---------- Dataset records ----------

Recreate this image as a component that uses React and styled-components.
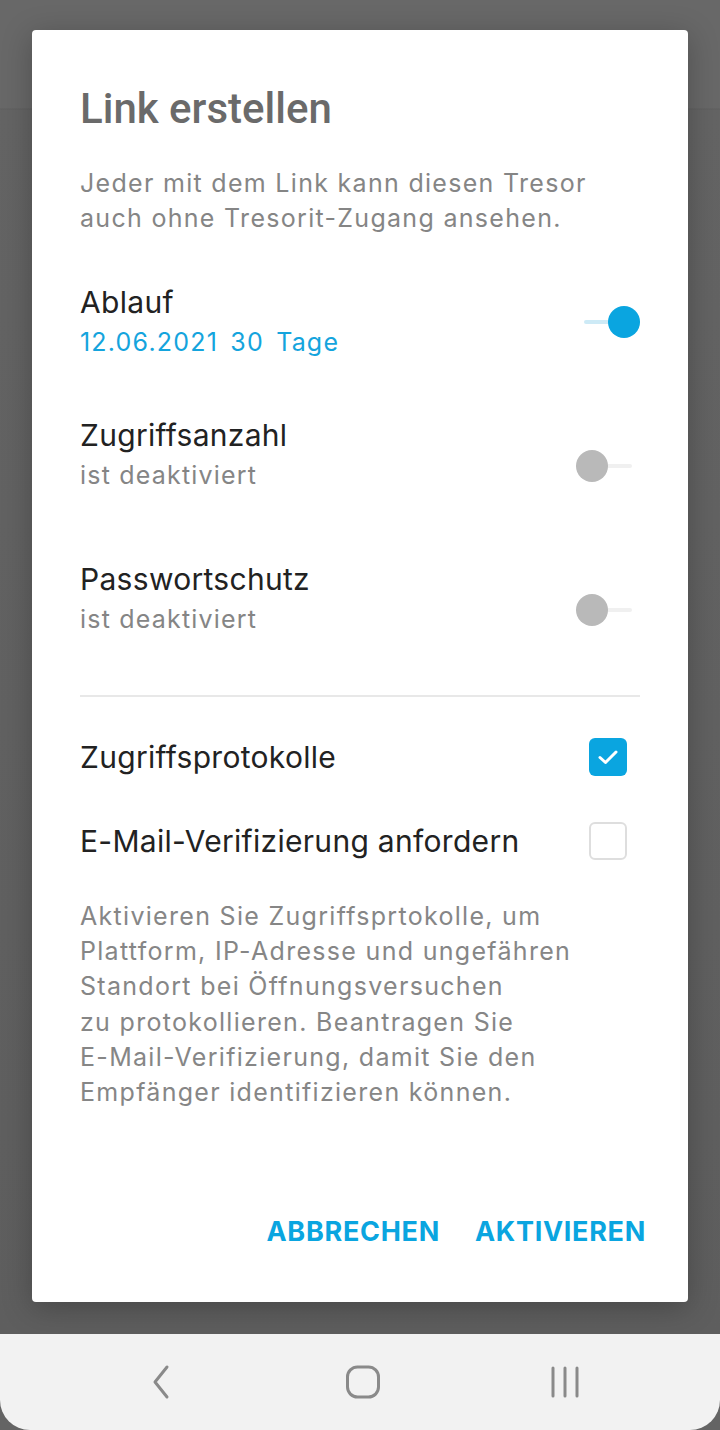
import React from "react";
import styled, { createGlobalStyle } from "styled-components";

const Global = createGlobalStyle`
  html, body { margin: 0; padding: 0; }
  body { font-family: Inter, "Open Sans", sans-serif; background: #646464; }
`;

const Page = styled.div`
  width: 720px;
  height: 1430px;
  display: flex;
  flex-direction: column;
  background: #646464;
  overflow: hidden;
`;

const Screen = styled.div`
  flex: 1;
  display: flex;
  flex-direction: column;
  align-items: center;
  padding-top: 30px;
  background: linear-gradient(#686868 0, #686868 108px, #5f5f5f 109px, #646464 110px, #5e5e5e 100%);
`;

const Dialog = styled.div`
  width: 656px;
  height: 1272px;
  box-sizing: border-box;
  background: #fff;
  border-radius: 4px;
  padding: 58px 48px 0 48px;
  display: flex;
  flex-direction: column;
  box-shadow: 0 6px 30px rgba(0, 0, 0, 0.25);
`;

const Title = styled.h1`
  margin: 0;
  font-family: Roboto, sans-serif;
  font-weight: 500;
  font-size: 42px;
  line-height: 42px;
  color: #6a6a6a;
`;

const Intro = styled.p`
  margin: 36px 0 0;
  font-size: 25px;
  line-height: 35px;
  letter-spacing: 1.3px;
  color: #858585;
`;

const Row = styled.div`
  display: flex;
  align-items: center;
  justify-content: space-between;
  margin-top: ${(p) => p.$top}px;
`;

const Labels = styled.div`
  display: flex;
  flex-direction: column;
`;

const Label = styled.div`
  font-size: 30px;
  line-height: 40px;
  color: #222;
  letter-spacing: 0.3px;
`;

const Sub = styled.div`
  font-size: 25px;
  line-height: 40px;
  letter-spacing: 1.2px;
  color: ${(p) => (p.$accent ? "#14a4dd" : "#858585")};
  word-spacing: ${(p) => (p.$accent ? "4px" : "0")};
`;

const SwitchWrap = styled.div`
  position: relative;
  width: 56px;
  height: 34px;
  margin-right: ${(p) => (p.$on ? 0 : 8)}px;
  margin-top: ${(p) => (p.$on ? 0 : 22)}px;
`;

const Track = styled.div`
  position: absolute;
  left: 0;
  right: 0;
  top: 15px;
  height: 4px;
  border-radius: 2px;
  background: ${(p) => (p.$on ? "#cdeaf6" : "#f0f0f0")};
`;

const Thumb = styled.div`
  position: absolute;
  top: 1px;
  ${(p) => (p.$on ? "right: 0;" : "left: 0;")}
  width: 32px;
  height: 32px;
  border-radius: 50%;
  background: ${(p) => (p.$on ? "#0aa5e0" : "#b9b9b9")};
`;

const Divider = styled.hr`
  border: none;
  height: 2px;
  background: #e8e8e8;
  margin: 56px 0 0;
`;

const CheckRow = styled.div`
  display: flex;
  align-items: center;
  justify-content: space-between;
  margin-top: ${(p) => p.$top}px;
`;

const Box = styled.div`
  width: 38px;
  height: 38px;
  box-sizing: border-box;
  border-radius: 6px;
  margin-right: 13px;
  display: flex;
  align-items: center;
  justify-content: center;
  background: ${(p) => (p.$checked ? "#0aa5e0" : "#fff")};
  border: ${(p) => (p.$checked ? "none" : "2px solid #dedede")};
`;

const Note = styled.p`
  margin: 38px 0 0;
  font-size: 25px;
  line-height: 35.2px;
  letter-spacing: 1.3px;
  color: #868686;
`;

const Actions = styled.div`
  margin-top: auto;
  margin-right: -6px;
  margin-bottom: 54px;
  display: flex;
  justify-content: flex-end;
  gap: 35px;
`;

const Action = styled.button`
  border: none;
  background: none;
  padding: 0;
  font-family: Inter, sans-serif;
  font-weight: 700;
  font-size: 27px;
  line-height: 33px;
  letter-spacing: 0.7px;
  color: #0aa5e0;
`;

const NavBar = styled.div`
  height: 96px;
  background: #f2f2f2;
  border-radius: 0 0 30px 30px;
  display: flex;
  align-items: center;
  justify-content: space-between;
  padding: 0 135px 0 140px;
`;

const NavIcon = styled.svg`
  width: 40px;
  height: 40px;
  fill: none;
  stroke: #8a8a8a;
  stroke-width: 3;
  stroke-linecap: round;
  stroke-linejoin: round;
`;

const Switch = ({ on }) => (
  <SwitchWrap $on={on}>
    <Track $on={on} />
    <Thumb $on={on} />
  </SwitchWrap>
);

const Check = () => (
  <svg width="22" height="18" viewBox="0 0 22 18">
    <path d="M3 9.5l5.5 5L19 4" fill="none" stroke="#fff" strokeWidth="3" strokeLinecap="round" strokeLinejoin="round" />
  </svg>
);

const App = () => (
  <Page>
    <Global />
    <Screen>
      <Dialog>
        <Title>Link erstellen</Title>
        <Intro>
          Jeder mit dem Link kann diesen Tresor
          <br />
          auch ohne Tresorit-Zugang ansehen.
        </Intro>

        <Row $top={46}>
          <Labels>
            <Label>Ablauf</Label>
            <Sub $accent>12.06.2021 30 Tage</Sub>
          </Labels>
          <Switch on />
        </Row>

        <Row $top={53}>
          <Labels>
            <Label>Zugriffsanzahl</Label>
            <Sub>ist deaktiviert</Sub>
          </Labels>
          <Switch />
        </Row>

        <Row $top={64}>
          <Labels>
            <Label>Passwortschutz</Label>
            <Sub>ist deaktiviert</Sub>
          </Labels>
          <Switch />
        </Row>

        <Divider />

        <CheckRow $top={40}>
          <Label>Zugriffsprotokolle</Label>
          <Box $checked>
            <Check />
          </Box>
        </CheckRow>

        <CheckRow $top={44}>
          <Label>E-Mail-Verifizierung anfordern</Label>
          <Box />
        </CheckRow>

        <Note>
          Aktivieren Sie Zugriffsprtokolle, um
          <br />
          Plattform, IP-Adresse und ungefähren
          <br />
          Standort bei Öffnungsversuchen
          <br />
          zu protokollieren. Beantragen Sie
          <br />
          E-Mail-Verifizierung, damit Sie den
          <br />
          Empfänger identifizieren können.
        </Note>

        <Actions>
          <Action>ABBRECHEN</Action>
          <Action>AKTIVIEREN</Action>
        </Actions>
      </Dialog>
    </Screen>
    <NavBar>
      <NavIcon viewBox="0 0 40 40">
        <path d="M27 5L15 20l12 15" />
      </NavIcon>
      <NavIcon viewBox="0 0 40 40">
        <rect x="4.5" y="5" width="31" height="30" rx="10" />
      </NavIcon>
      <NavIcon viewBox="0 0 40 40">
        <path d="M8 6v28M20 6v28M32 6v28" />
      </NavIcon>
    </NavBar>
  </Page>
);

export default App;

----------
---------- Dataset records ----------

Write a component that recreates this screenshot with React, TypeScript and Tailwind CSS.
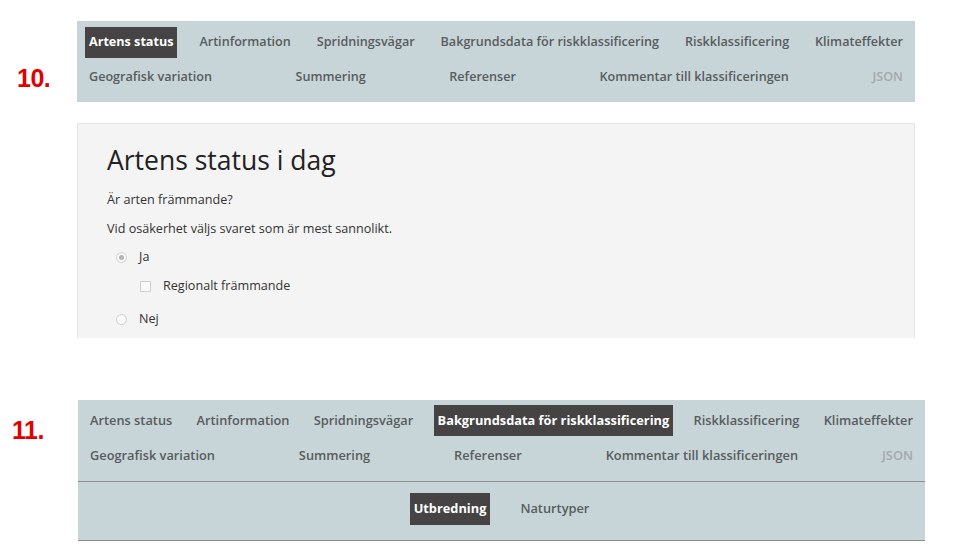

----------

### [Given problem]
Write out every line from the entries where "React" appears.

### [Task solution]
Recreate this image as a component that uses React and styled-components.
import React from "react";
Write a component that recreates this screenshot with React, TypeScript and Tailwind CSS.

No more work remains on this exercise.